*Problem details*
Print, word for word, every line from the beginning of the listing up to and including the line with "import React from 'react'". Pictures are to be excluded.

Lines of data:
..........

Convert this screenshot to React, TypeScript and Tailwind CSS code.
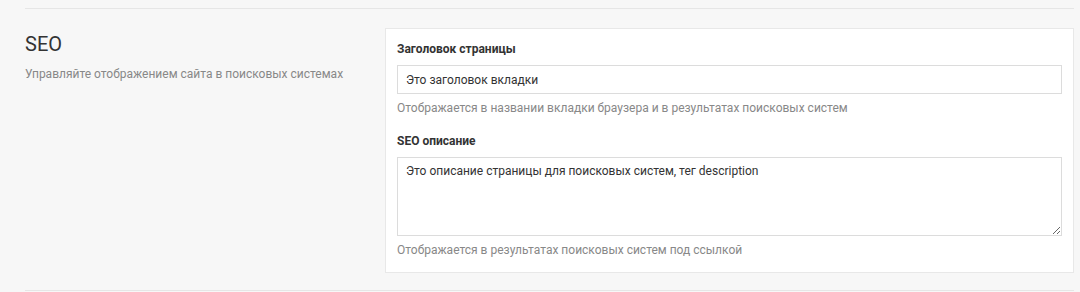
import React from 'react'

export default function App() {
  return (
    <div className="w-[1080px] h-[292px] bg-[#f7f7f7] font-['Roboto',sans-serif] text-[#333] overflow-hidden">
      <div className="ml-[25px] mr-[6px] pt-[8px]">
        <div className="border-t border-[#e6e6e6]" />
        <div className="flex pt-[19px] pb-[17px]">
          <div className="w-[360px] pt-[4px]">
            <h2 className="text-[20px] leading-[24px] text-[#333]">SEO</h2>
            <p className="mt-[10px] text-[12px] leading-[16px] text-[#888]">
              Управляйте отображением сайта в поисковых системах
            </p>
          </div>
          <div className="flex-1 bg-white border border-[#e8e8e8] px-[11px] pt-[12px] pb-[14px]">
            <label className="block text-[12px] font-bold leading-[16px] text-[#333]">Заголовок страницы</label>
            <input
              defaultValue="Это заголовок вкладки"
              className="mt-[8px] block w-full h-[29px] px-[8px] border border-[#dcdcdc] text-[12px] text-[#333] outline-none"
            />
            <p className="mt-[6px] text-[12px] leading-[16px] text-[#888]">
              Отображается в названии вкладки браузера и в результатах поисковых систем
            </p>
            <label className="mt-[17px] block text-[12px] font-bold leading-[16px] text-[#333]">SEO описание</label>
            <textarea
              defaultValue="Это описание страницы для поисковых систем, тег description"
              className="mt-[8px] block w-full h-[79px] px-[8px] py-[5px] border border-[#dcdcdc] text-[12px] leading-[16px] text-[#333] outline-none resize-y"
            />
            <p className="mt-[6px] text-[12px] leading-[16px] text-[#888]">
              Отображается в результатах поисковых систем под ссылкой
            </p>
          </div>
        </div>
        <div className="border-t border-[#e6e6e6]" />
      </div>
    </div>
  )
}
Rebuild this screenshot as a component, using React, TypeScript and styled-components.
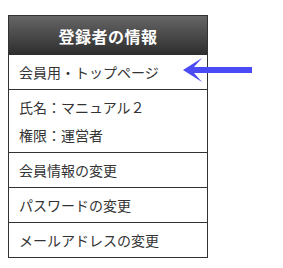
import React from "react";
import styled, { createGlobalStyle } from "styled-components";

const GlobalStyle = createGlobalStyle`
  body {
    margin: 0;
    background: #fff;
    font-family: "Noto Sans CJK JP", "Noto Sans", sans-serif;
  }
`;

const Page = styled.div`
  position: relative;
  padding: 15px 0 0 8px;
`;

const Panel = styled.div`
  box-sizing: border-box;
  width: 200px;
  border: 1px solid #333;
`;

const Header = styled.div`
  height: 39px;
  display: flex;
  align-items: center;
  justify-content: center;
  background: linear-gradient(to bottom, #666 0%, #2d2d2d 100%);
  color: #fff;
  font-size: 16px;
  font-weight: 700;
  letter-spacing: 0.5px;
`;

const Row = styled.div<{ $first?: boolean }>`
  padding: 0 10px;
  border-top: ${(p) => (p.$first ? "none" : "1px solid #333")};
  color: #333;
  font-size: 14px;
  line-height: 34px;
`;

const InfoBlock = styled.div`
  padding: 3px 10px;
  border-top: 1px solid #333;
  color: #333;
  font-size: 14px;
  line-height: 28px;
`;

const Arrow = styled.svg`
  position: absolute;
  left: 183px;
  top: 57px;
`;

export default function App() {
  return (
    <>
      <GlobalStyle />
      <Page>
        <Panel>
          <Header>登録者の情報</Header>
          <Row $first>会員用・トップページ</Row>
          <InfoBlock>
            <div>氏名：マニュアル２</div>
            <div>権限：運営者</div>
          </InfoBlock>
          <Row>会員情報の変更</Row>
          <Row>パスワードの変更</Row>
          <Row>メールアドレスの変更</Row>
        </Panel>
        <Arrow width="69" height="27" viewBox="0 0 69 27">
          <path d="M0 13 L19 1 L11 10 L69 10 L69 16 L11 16 L19 25 Z" fill="#4b4bf5" />
        </Arrow>
      </Page>
    </>
  );
}
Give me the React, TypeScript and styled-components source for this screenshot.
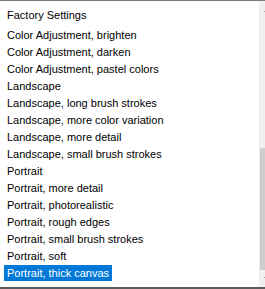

..........

*Output of the exercise*
Convert this screenshot to React, TypeScript and Tailwind CSS code.
import React from 'react'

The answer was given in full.